Figure 1 depicts the basic functioning of an ESM. To facilitate the understanding of the ESM framework, we provide the following example in a T&H context. Given a situation of labor market disequilibrium, two employers (e.g., a restaurant chain and a grocery store) voluntarily meet and sign an agreement aimed at facilitating the sharing of service workers (e.g., receptionists, customer service workers). The agreement establishes workers’ compensation, scheduling, liability, coordination of the jobs’ functions, etc. The agreement also specifies the representative/liable company. Then, both employers enroll their pool of service workers in a P2P sharing platform. The service workers can update their knowledge (e.g., knowledge about consumers’ needs), skills (e.g., the use of technical tools), and attitudes (e.g., attentiveness) through the use of the P2P platform. When employers search for employees with specific knowledge, skills, and attitudes (KSA), the P2P sharing platform is capable of matching employers’ needs with workers’ KSA, based on which employees’ sharing can be initiated. Governments can support the matching processes by providing suitable policy frameworks and incentives. Educational institutions can contribute to developing a skilled T&H workforce by creating and updating KSA taxonomies and enriching the functions of the P2P sharing platform.
Special attention must be given to a crucial component of an ESM: the P2P sharing platform. Essentially, the P2P platform should function as a decentralized online service for employers and employees to directly interact with each other. A distinctive feature of this platform is the access to accurate employee profiles (e.g., KSA, professional history, location). Employees might also use the P2P platform to identify vacant job positions of interest. Payment processing, scheduling, and direct communication tools could also be included for stakeholders.

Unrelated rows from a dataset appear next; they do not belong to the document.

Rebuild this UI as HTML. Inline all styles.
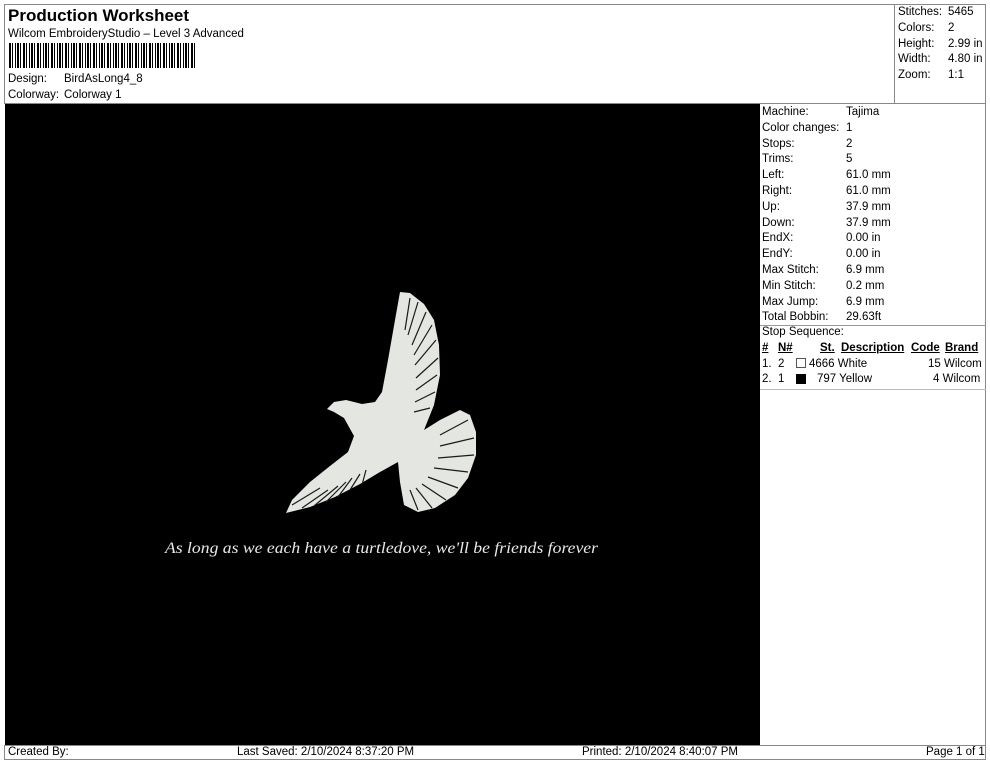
<!DOCTYPE html>
<html><head><meta charset="utf-8"><style>
*{margin:0;padding:0;box-sizing:border-box}
body{width:990px;height:762px;background:#fff;font-family:"Liberation Sans",sans-serif;color:#000;position:relative;overflow:hidden;font-size:11.5px}
.a{position:absolute;white-space:nowrap}
</style></head><body>
<div class="a" style="left:4px;top:4px;width:982px;height:100px;border:1px solid #888"></div>
<div class="a" style="left:894px;top:4px;width:1px;height:100px;background:#888"></div>
<div class="a" style="left:8px;top:6px;font-size:17px;font-weight:bold">Production Worksheet</div>
<div class="a" style="left:8px;top:28px">Wilcom EmbroideryStudio – Level 3 Advanced</div>
<div class="a" style="left:9px;top:43px;width:186px;height:25px;background:repeating-linear-gradient(90deg,#000 0 2px,#fff 2px 3px,#000 3px 4px,#fff 4px 6px,#000 6px 7px,#fff 7px 8px,#000 8px 10px,#fff 10px 11px,#000 11px 12px,#fff 12px 14px)"></div>
<div class="a" style="left:8px;top:73px">Design:</div><div class="a" style="left:64px;top:73px">BirdAsLong4_8</div>
<div class="a" style="left:8px;top:89px">Colorway:</div><div class="a" style="left:64px;top:89px">Colorway 1</div>
<div class="a" style="left:898px;top:5px;line-height:15.8px">Stitches:<br>Colors:<br>Height:<br>Width:<br>Zoom:</div>
<div class="a" style="left:948px;top:5px;line-height:15.8px">5465<br>2<br>2.99 in<br>4.80 in<br>1:1</div>

<div class="a" style="left:5px;top:104px;width:755px;height:641px;background:#000"></div>
<svg class="a" style="left:5px;top:104px" width="755" height="641" viewBox="5 104 755 641">
<path d="M327,409 L334,402 L346,400 L362,404 L375,402 L382,392 L388,360 L395,320 L400,292 L410,293 L424,304 L434,320 L439,345 L440,375 L434,405 L424,430 L440,420 L460,410 L470,415 L476,432 L476,455 L468,478 L455,495 L435,508 L418,512 L404,505 L400,482 L398,462 L380,472 L360,484 L335,497 L310,507 L286,513 L292,500 L310,482 L330,466 L348,452 L354,436 L344,418 L334,412 Z" fill="#e4e6e1"/>
<g stroke="#1a1a1a" stroke-width="1.2" fill="none">
<path d="M410,298L405,330M418,302L408,335M426,312L412,345M432,325L414,355M436,340L415,365M438,358L416,378M437,375L416,390M435,392L415,402M430,408L414,412"/>
<path d="M468,420L440,435M474,438L440,446M474,455L438,458M468,472L434,468M458,488L428,477M446,500L422,484M432,508L416,488M418,510L410,490"/>
<path d="M292,505L320,488M302,508L328,490M314,506L338,486M326,502L346,482M338,497L352,478M350,490L360,474M362,485L366,470"/>
</g>
<text x="165" y="553" fill="#e8e8e8" font-family="Liberation Serif,serif" font-style="italic" font-size="16" textLength="433" lengthAdjust="spacingAndGlyphs">As long as we each have a turtledove, we'll be friends forever</text>
</svg>

<div class="a" style="left:760px;top:104px;width:226px;height:641px;border-right:1px solid #888"></div>
<div class="a" style="left:762px;top:105px;line-height:15.8px">Machine:<br>Color changes:<br>Stops:<br>Trims:<br>Left:<br>Right:<br>Up:<br>Down:<br>EndX:<br>EndY:<br>Max Stitch:<br>Min Stitch:<br>Max Jump:<br>Total Bobbin:</div>
<div class="a" style="left:846px;top:105px;line-height:15.8px">Tajima<br>1<br>2<br>5<br>61.0 mm<br>61.0 mm<br>37.9 mm<br>37.9 mm<br>0.00 in<br>0.00 in<br>6.9 mm<br>0.2 mm<br>6.9 mm<br>29.63ft</div>
<div class="a" style="left:760px;top:325px;width:226px;height:1px;background:#999"></div>
<div class="a" style="left:762px;top:326px">Stop Sequence:</div>
<div class="a" style="left:762px;top:342px;font-weight:bold;text-decoration:underline">#</div>
<div class="a" style="left:778px;top:342px;font-weight:bold;text-decoration:underline">N#</div>
<div class="a" style="left:820px;top:342px;font-weight:bold;text-decoration:underline">St.</div>
<div class="a" style="left:841px;top:342px;font-weight:bold;text-decoration:underline">Description</div>
<div class="a" style="left:911px;top:342px;font-weight:bold;text-decoration:underline">Code</div>
<div class="a" style="left:945px;top:342px;font-weight:bold;text-decoration:underline">Brand</div>
<div class="a" style="left:762px;top:358px">1.&nbsp; 2</div>
<div class="a" style="left:796px;top:358px;width:10px;height:10px;border:1px solid #555"></div>
<div class="a" style="left:809px;top:358px">4666 White</div>
<div class="a" style="left:928px;top:358px">15 Wilcom</div>
<div class="a" style="left:762px;top:373px">2.&nbsp; 1</div>
<div class="a" style="left:796px;top:374px;width:10px;height:10px;background:#000"></div>
<div class="a" style="left:817px;top:373px">797 Yellow</div>
<div class="a" style="left:933px;top:373px">4 Wilcom</div>
<div class="a" style="left:760px;top:389px;width:226px;height:1px;background:#bbb"></div>

<div class="a" style="left:4px;top:745px;width:982px;height:15px;border:1px solid #888"></div>
<div class="a" style="left:8px;top:746px">Created By:</div>
<div class="a" style="left:237px;top:746px">Last Saved: 2/10/2024 8:37:20 PM</div>
<div class="a" style="left:582px;top:746px">Printed: 2/10/2024 8:40:07 PM</div>
<div class="a" style="left:926px;top:746px">Page 1 of 1</div>
</body></html>
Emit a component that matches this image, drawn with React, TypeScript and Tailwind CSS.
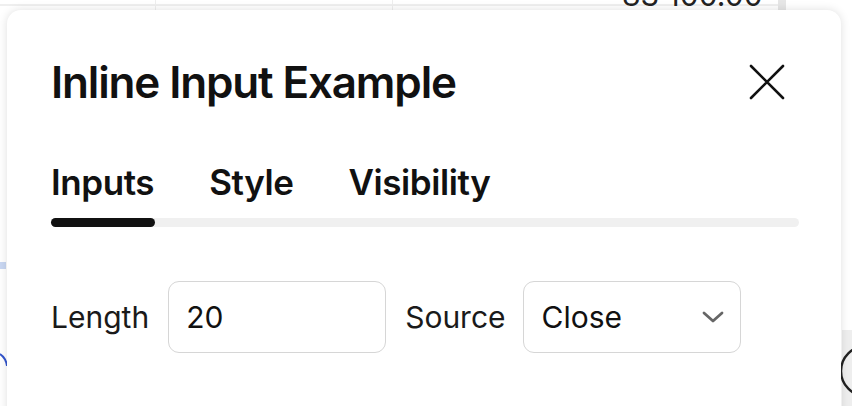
import { useState } from 'react'

const tabs = ['Inputs', 'Style', 'Visibility']

const CloseIcon = () => (
  <svg width="36" height="36" viewBox="0 0 36 36" fill="none" stroke="#111" strokeWidth="2.6" strokeLinecap="round">
    <path d="M2 2 L34 34 M34 2 L2 34" />
  </svg>
)

const Chevron = () => (
  <svg width="22" height="12" viewBox="0 0 22 12" fill="none" stroke="#666" strokeWidth="2.8" strokeLinecap="round" strokeLinejoin="round">
    <path d="M2 2 L11 10 L20 2" />
  </svg>
)

const Backdrop = () => (
  <div className="absolute inset-0 pointer-events-none">
    <div className="absolute left-0 top-[4px] w-[778px] h-[2px] bg-[#efefef]" />
    <div className="absolute left-[155px] top-0 w-px h-[20px] bg-[#eeeeee]" />
    <div className="absolute left-[392px] top-0 w-px h-[20px] bg-[#eeeeee]" />
    <div className="absolute left-[778px] top-0 w-[8px] h-[14px] bg-[#e6e6e6]" />
    <div className="absolute left-[622px] top-[-22px] text-[30px] leading-[34px] text-[#222]">83 100.00</div>
    <div className="absolute left-0 top-[262px] w-[6px] h-[7px] bg-[#c9d7f2]" />
    <svg className="absolute left-0 top-[350px]" width="8" height="30" viewBox="0 0 8 30" fill="none" stroke="#3355cc" strokeWidth="2">
      <path d="M0 4 Q6 8 7 16" />
    </svg>
    <div className="absolute left-[842px] top-[330px] w-[10px] h-[76px] bg-[#eeeeee]" />
    <svg className="absolute left-[838px] top-[343px]" width="56" height="56" viewBox="0 0 56 56" fill="none" stroke="#222" strokeWidth="2.4">
      <circle cx="28" cy="28" r="25" />
      <path d="M16 16 L40 40 M40 16 L16 40" />
    </svg>
  </div>
)

export default function App() {
  const [active, setActive] = useState(0)
  const [length, setLength] = useState('20')

  return (
    <div className="relative w-[852px] h-[406px] overflow-hidden bg-white" style={{ fontFamily: 'Inter, "Noto Sans", sans-serif' }}>
      <Backdrop />
      <div className="relative ml-[7px] mt-[10px] w-[834px] h-[420px] bg-white rounded-[14px] shadow-[0_0_10px_rgba(0,0,0,0.13)] px-[44px] pt-[46px]">
        <div className="flex items-center justify-between">
          <h2 className="text-[44px] leading-[52px] font-semibold tracking-[-0.026em] text-[#111]">Inline Input Example</h2>
          <button className="mr-[12px] flex items-center justify-center">
            <CloseIcon />
          </button>
        </div>

        <div className="mt-[54px] flex gap-[55px]">
          {tabs.map((t, i) => (
            <button
              key={t}
              onClick={() => setActive(i)}
              className="text-[35px] leading-[40px] font-semibold tracking-[-0.012em] text-[#111]"
            >
              {t}
            </button>
          ))}
        </div>
        <div className="mt-[16px] h-[9px] w-[748px] rounded-full bg-[#f0f0f0] flex">
          <div className={`h-[9px] w-[104px] rounded-full bg-[#111] ${active === 0 ? '' : 'invisible'}`} />
        </div>

        <div className="mt-[54px] flex items-center">
          <span className="text-[30px] text-[#1a1a1a]">Length</span>
          <input
            value={length}
            onChange={e => setLength(e.target.value)}
            className="ml-[19px] w-[218px] h-[72px] rounded-[11px] border-[1.5px] border-[#d6d6d6] px-[17px] text-[30px] text-[#111] outline-none"
          />
          <span className="ml-[19px] text-[30px] text-[#1a1a1a]">Source</span>
          <div className="ml-[17px] w-[218px] h-[72px] rounded-[11px] border-[1.5px] border-[#d6d6d6] pl-[18px] pr-[16px] flex items-center justify-between">
            <span className="text-[30px] text-[#111]">Close</span>
            <Chevron />
          </div>
        </div>
      </div>
    </div>
  )
}
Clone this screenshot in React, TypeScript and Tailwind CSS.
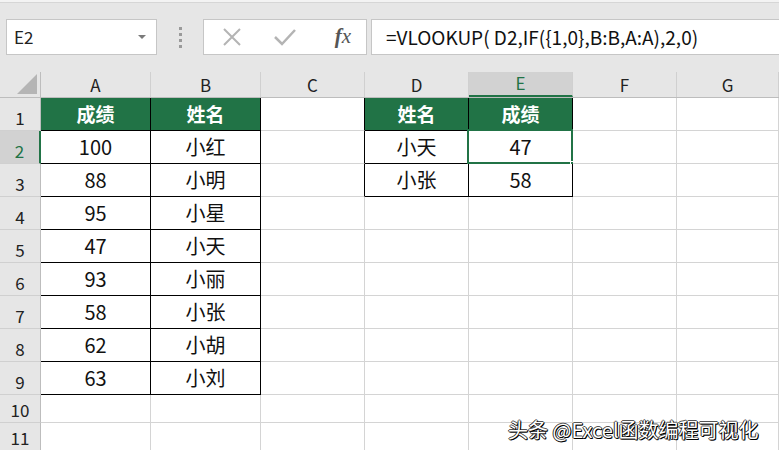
import React from "react";

const FONT = { fontFamily: '"Noto Sans CJK SC", "Noto Sans", sans-serif' };

const colWidths = [41, 110, 110, 104, 104, 104, 104, 102];
const colLetters = ["A", "B", "C", "D", "E", "F", "G"];
const formula = "=VLOOKUP( D2,IF({1,0},B:B,A:A),2,0)";

const tableAB: [string, string][] = [
  ["100", "小红"],
  ["88", "小明"],
  ["95", "小星"],
  ["47", "小天"],
  ["93", "小丽"],
  ["58", "小张"],
  ["62", "小胡"],
  ["63", "小刘"],
];

const lookup: [string, string][] = [
  ["小天", "47"],
  ["小张", "58"],
];

type Cell = { text?: string; head?: boolean; boxed?: boolean };

function getCell(row: number, col: number): Cell {
  // col 0 = A
  if (col <= 1 && row <= 9) {
    if (row === 1) return { text: col === 0 ? "成绩" : "姓名", head: true, boxed: true };
    const r = tableAB[row - 2];
    return { text: col === 0 ? r[0] : r[1], boxed: true };
  }
  if ((col === 3 || col === 4) && row <= 3) {
    if (row === 1) return { text: col === 3 ? "姓名" : "成绩", head: true, boxed: true };
    const r = lookup[row - 2];
    return { text: col === 3 ? r[0] : r[1], boxed: true };
  }
  return {};
}

function FormulaBar() {
  return (
    <div className="h-[72px] bg-[#e6e6e6] relative">
      <div className="h-[3px] bg-[#f3f3f3] border-b border-[#d6d6d6]" />
      <div className="flex items-start pl-[6px] pt-[16px]">
        <div className="w-[151px] h-[36px] bg-white border border-[#c6c6c6] flex items-center justify-between pl-[7px] pr-[10px]">
          <span className="text-[17px] text-[#222]">E2</span>
          <span className="w-0 h-0 border-l-[4px] border-r-[4px] border-t-[4px] border-l-transparent border-r-transparent border-t-[#7a7a7a]" />
        </div>
        <div className="w-[46px] h-[36px] flex flex-col items-center justify-center gap-[3px]">
          <span className="w-[3px] h-[3px] bg-[#9a9a9a]" />
          <span className="w-[3px] h-[3px] bg-[#9a9a9a]" />
          <span className="w-[3px] h-[3px] bg-[#9a9a9a]" />
          <span className="w-[3px] h-[3px] bg-[#9a9a9a]" />
        </div>
        <div className="w-[164px] h-[36px] bg-white border border-[#c6c6c6] flex items-center">
          <svg width="54" height="36" viewBox="0 0 54 36">
            <path d="M20 10 L36 26 M36 10 L20 26" stroke="#b4b4b4" strokeWidth="2" fill="none" />
          </svg>
          <svg width="54" height="36" viewBox="0 0 54 36">
            <path d="M17 18 L24 25 L37 11" stroke="#b4b4b4" strokeWidth="2.5" fill="none" />
          </svg>
          <span
            className="w-[54px] text-center text-[21px] italic text-[#555] pl-[8px]"
            style={{ fontFamily: '"Liberation Serif", serif' }}
          >
            <b>f</b>x
          </span>
        </div>
        <div className="ml-[4px] flex-1 h-[36px] bg-white border border-[#c6c6c6] border-r-0 flex items-center pl-[14px]">
          <span className="text-[19px] text-[#111]">{formula}</span>
        </div>
      </div>
    </div>
  );
}

function HeaderRow() {
  return (
    <div className="flex h-[26px] bg-[#e6e6e6] border-b border-[#bdbdbd]">
      <div className="w-[41px] shrink-0 relative border-r border-[#bdbdbd]">
        <svg className="absolute right-[3px] bottom-[3px]" width="20" height="20" viewBox="0 0 20 20">
          <polygon points="20,0 20,20 0,20" fill="#b5b5b5" />
        </svg>
      </div>
      {colLetters.map((l, i) => (
        <div
          key={l}
          style={{ width: colWidths[i + 1] }}
          className={
            "shrink-0 flex items-end justify-center text-[17px] leading-[24px] border-r border-[#d0d0d0] " +
            (l === "E" ? "bg-[#d2d2d2] text-[#217346] border-b-2 border-b-[#217346]" : "text-[#222]")
          }
        >
          {l}
        </div>
      ))}
    </div>
  );
}

function Row({ row }: { row: number }) {
  const h = row <= 9 ? 33 : 28;
  return (
    <div className="flex" style={{ height: h }}>
      <div
        className={
          "w-[41px] shrink-0 flex items-end justify-center text-[17px] border-b border-[#d0d0d0] " +
          (row === 2
            ? "bg-[#d2d2d2] text-[#217346] border-r-2 border-r-[#217346]"
            : "bg-[#e6e6e6] text-[#222] border-r border-r-[#bdbdbd]")
        }
      >
        <span className="leading-[25px]">{row}</span>
      </div>
      {colLetters.map((_, c) => {
        const cell = getCell(row, c);
        const right = getCell(row, c + 1);
        const below = getCell(row + 1, c);
        const rightBlack = cell.boxed || right.boxed;
        const bottomBlack = cell.boxed || below.boxed;
        const selected = row === 2 && c === 4;
        return (
          <div
            key={c}
            style={{ width: colWidths[c + 1] }}
            className={
              "shrink-0 relative flex items-center justify-center border-r border-b " +
              (rightBlack ? "border-r-black " : "border-r-[#d4d4d4] ") +
              (bottomBlack ? "border-b-black " : "border-b-[#d4d4d4] ") +
              (cell.head ? "bg-[#217346] text-white font-bold text-[19px]" : "bg-white text-[#111] text-[20px]")
            }
          >
            {cell.text}
            {selected && (
              <>
                <div className="absolute -left-[2px] -top-[2px] -right-[1px] -bottom-[1px] border-2 border-[#217346]" />
                <div className="absolute -right-[4px] -bottom-[4px] w-[6px] h-[6px] bg-[#217346] border border-white" />
              </>
            )}
          </div>
        );
      })}
    </div>
  );
}

export default function App() {
  const rows = Array.from({ length: 11 }, (_, i) => i + 1);
  return (
    <div className="w-[779px] h-[450px] overflow-hidden bg-white relative" style={FONT}>
      <FormulaBar />
      <HeaderRow />
      {rows.map((r) => (
        <Row key={r} row={r} />
      ))}
      <div
        className="absolute left-[508px] top-[415px] text-[20px] text-white whitespace-nowrap"
        style={{
          textShadow:
            "1px 1px 0 #000, -1px 0 0 #333, 0 -1px 0 #555, 1px 0 0 #222, 0 1px 0 #222",
        }}
      >
        头条 @Excel函数编程可视化
      </div>
    </div>
  );
}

Moreover, automatic profile extraction, location-based search, ratings and reviews, in-app messaging, and detailed information about the employees/employers’ profiles could be included. For individual workers, career exploration and job analysis tools could be designated for the P2P platform.
To facilitate ESM implementations, employers should not ignore barriers related to occupational and geographical immobility. For instance, personal factors such as a lack of skills, age, location, and reluctance to move from one sector/company to another might hinder the functioning of an ESM. Similarly, public health factors related to workers’ movements should also be fully evaluated for ESM implementations.
We argue that ESM is a promising approach to support T&H employees and enterprises. Companies that have a surplus of employees have formed agreements to share their staff with companies facing labor shortages. In China, Hema Xiansheng (a grocery retailer) hired 5000 furloughed employees from other industries as delivery drivers [
18]. A similar agreement occurred in Germany, where the grocery chain Aldi absorbed furloughed workers from the fast-food chain McDonald’s [
19]. In Japan, short-term agreements between grocery chains and restaurants have been made [
18]. On a much smaller scale, Sedano’s, a Florida-based grocery chain company has temporarily employed workers from two local Miami restaurants in a more informal agreement than what has been observed in China [
20]. This practical evidence suggests that ESM can bring mutual benefits to employees and employers by transferring employees’ skills to positions with compatible job tasks.